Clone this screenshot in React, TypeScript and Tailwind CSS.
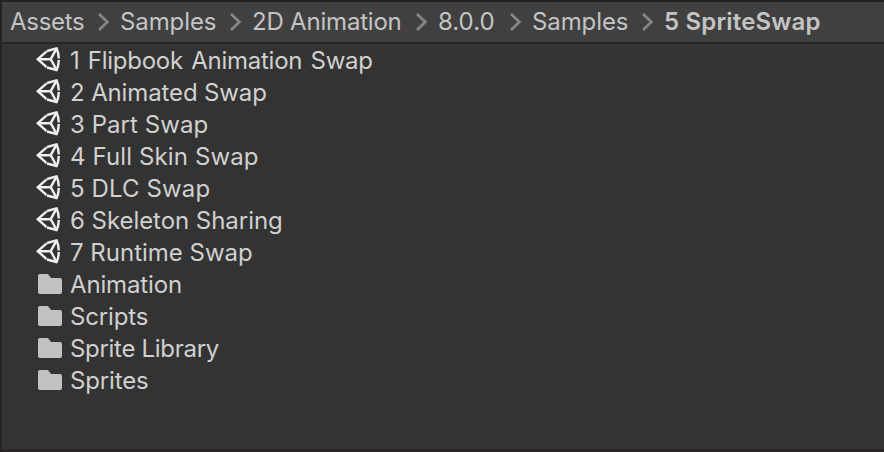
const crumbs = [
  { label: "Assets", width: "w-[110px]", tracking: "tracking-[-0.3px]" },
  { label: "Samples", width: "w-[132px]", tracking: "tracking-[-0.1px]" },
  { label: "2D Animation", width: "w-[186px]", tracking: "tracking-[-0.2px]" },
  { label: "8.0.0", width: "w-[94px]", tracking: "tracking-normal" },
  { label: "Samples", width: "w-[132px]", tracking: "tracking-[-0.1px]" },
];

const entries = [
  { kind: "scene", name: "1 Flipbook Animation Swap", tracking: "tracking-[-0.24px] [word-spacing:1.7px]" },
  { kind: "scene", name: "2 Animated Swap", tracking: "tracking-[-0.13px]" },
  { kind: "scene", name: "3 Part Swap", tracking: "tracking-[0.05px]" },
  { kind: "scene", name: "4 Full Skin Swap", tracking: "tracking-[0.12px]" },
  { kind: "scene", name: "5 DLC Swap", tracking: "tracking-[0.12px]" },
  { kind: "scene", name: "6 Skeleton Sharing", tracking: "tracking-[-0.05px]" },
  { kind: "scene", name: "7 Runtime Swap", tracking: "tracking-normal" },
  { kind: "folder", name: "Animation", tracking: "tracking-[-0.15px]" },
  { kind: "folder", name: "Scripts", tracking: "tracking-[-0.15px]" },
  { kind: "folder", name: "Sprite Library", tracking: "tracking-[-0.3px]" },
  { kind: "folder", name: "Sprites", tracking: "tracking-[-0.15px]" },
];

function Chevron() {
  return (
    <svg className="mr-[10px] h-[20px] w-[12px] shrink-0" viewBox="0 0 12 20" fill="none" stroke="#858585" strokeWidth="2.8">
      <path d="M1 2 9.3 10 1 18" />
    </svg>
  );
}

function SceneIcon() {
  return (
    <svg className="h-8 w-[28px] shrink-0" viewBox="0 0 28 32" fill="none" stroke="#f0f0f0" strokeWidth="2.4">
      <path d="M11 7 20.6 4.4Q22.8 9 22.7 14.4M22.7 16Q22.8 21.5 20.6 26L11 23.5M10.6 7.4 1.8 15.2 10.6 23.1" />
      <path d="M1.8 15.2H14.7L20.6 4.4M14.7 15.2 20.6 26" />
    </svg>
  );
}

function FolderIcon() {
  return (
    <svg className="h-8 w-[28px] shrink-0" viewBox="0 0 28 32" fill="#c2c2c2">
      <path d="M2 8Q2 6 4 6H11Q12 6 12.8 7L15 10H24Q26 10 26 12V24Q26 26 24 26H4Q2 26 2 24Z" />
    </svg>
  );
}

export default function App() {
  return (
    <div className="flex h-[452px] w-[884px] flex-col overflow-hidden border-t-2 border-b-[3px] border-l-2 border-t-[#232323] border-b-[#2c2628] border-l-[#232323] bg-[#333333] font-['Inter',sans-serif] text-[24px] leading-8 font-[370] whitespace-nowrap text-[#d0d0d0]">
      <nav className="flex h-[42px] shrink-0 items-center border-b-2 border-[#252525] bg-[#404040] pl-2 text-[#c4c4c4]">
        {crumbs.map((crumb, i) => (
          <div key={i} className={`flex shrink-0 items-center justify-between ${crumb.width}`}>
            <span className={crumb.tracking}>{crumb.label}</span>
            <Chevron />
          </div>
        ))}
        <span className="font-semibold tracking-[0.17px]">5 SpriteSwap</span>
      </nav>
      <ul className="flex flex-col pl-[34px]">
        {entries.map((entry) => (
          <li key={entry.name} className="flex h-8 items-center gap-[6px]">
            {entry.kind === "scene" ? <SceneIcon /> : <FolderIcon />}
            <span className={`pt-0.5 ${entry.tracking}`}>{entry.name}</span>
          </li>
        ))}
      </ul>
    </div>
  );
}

▸ What is asked
Transcribe the listing in full and omit the pictures.

▸ Solution
Clone this screenshot in React, TypeScript and Tailwind CSS.
const crumbs = [
  { label: "Assets", width: "w-[110px]", tracking: "tracking-[-0.3px]" },
  { label: "Samples", width: "w-[132px]", tracking: "tracking-[-0.1px]" },
  { label: "2D Animation", width: "w-[186px]", tracking: "tracking-[-0.2px]" },
  { label: "8.0.0", width: "w-[94px]", tracking: "tracking-normal" },
  { label: "Samples", width: "w-[132px]", tracking: "tracking-[-0.1px]" },
];

const entries = [
  { kind: "scene", name: "1 Flipbook Animation Swap", tracking: "tracking-[-0.24px] [word-spacing:1.7px]" },
  { kind: "scene", name: "2 Animated Swap", tracking: "tracking-[-0.13px]" },
  { kind: "scene", name: "3 Part Swap", tracking: "tracking-[0.05px]" },
  { kind: "scene", name: "4 Full Skin Swap", tracking: "tracking-[0.12px]" },
  { kind: "scene", name: "5 DLC Swap", tracking: "tracking-[0.12px]" },
  { kind: "scene", name: "6 Skeleton Sharing", tracking: "tracking-[-0.05px]" },
  { kind: "scene", name: "7 Runtime Swap", tracking: "tracking-normal" },
  { kind: "folder", name: "Animation", tracking: "tracking-[-0.15px]" },
  { kind: "folder", name: "Scripts", tracking: "tracking-[-0.15px]" },
  { kind: "folder", name: "Sprite Library", tracking: "tracking-[-0.3px]" },
  { kind: "folder", name: "Sprites", tracking: "tracking-[-0.15px]" },
];

function Chevron() {
  return (
    <svg className="mr-[10px] h-[20px] w-[12px] shrink-0" viewBox="0 0 12 20" fill="none" stroke="#858585" strokeWidth="2.8">
      <path d="M1 2 9.3 10 1 18" />
    </svg>
  );
}

function SceneIcon() {
  return (
    <svg className="h-8 w-[28px] shrink-0" viewBox="0 0 28 32" fill="none" stroke="#f0f0f0" strokeWidth="2.4">
      <path d="M11 7 20.6 4.4Q22.8 9 22.7 14.4M22.7 16Q22.8 21.5 20.6 26L11 23.5M10.6 7.4 1.8 15.2 10.6 23.1" />
      <path d="M1.8 15.2H14.7L20.6 4.4M14.7 15.2 20.6 26" />
    </svg>
  );
}

function FolderIcon() {
  return (
    <svg className="h-8 w-[28px] shrink-0" viewBox="0 0 28 32" fill="#c2c2c2">
      <path d="M2 8Q2 6 4 6H11Q12 6 12.8 7L15 10H24Q26 10 26 12V24Q26 26 24 26H4Q2 26 2 24Z" />
    </svg>
  );
}

export default function App() {
  return (
    <div className="flex h-[452px] w-[884px] flex-col overflow-hidden border-t-2 border-b-[3px] border-l-2 border-t-[#232323] border-b-[#2c2628] border-l-[#232323] bg-[#333333] font-['Inter',sans-serif] text-[24px] leading-8 font-[370] whitespace-nowrap text-[#d0d0d0]">
      <nav className="flex h-[42px] shrink-0 items-center border-b-2 border-[#252525] bg-[#404040] pl-2 text-[#c4c4c4]">
        {crumbs.map((crumb, i) => (
          <div key={i} className={`flex shrink-0 items-center justify-between ${crumb.width}`}>
            <span className={crumb.tracking}>{crumb.label}</span>
            <Chevron />
          </div>
        ))}
        <span className="font-semibold tracking-[0.17px]">5 SpriteSwap</span>
      </nav>
      <ul className="flex flex-col pl-[34px]">
        {entries.map((entry) => (
          <li key={entry.name} className="flex h-8 items-center gap-[6px]">
            {entry.kind === "scene" ? <SceneIcon /> : <FolderIcon />}
            <span className={`pt-0.5 ${entry.tracking}`}>{entry.name}</span>
          </li>
        ))}
      </ul>
    </div>
  );
}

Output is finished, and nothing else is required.